The caterpillar slowly morphs into a different being altogether and emerges with colorful wings and the ability to fly! The life thereafter is spent flying about with other butterflies, rising up to the sky to see the ground below or to look at the clouds, resting on vibrant flowers and eating sweet juices from the flowers' colorful throats. What a difference!
God works in our lives is like that. Not only does the Lord change us and offer us freedom when we first accept Him as our Savior, but he continues to change us throughout our lives.
Ephesians 4::22-24 says, “You were taught, with regard to your former way of life, to put off your old self, which is being corrupted by its deceitful desires; to be made new in the attitude of your minds; and to put on the new self, created to be like God in true righteousness and holiness.”
I think of the miraculous work that God does in our hearts as the transformation of a caterpillar into a butterfly. Like a butterfly that is given beautiful new wings to float through the air, when we have Christ in our lives, the Lord changes our hearts and fill our lives with freedom and a new perspective.
It was fitting that I saw the butterflies flying around the graveyard. The contrast between delicate, precious, life and the place of death was striking. There were other analogies that I considered while I sat on the windowsill looking down that the curious scene.

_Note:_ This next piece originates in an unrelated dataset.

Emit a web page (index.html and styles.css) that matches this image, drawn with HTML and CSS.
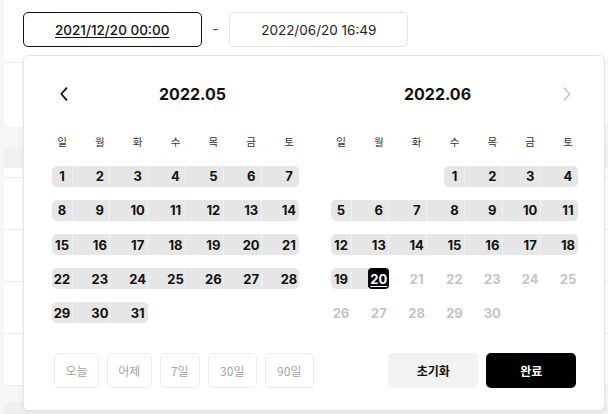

I thought of Jesus in relation to the butterflies. When he came to earth as a man, he was like the caterpillar, humbly walking on earth, then he wrapped himself in the tomb of death for a few days, to emerge as the beautiful, glorious conqueror of sin!
The spectrum of our humanity fits into the butterfly theme as well. Even though God does miraculous things in our lives that increasingly give us freedom and beauty here and now, after death, the difference between our new life in eternity compared to the old life here on earth will be as if we emerged into heaven like butterflies from a dark cocoon. Our lives will be as if we had been crawling along like a caterpillar, and after we die and rise in the Lord, he will free us from all the constraints of this world! We will be changed into glorious beings, unshackled from pain, death and sorrow, flying into the arms of our Lord.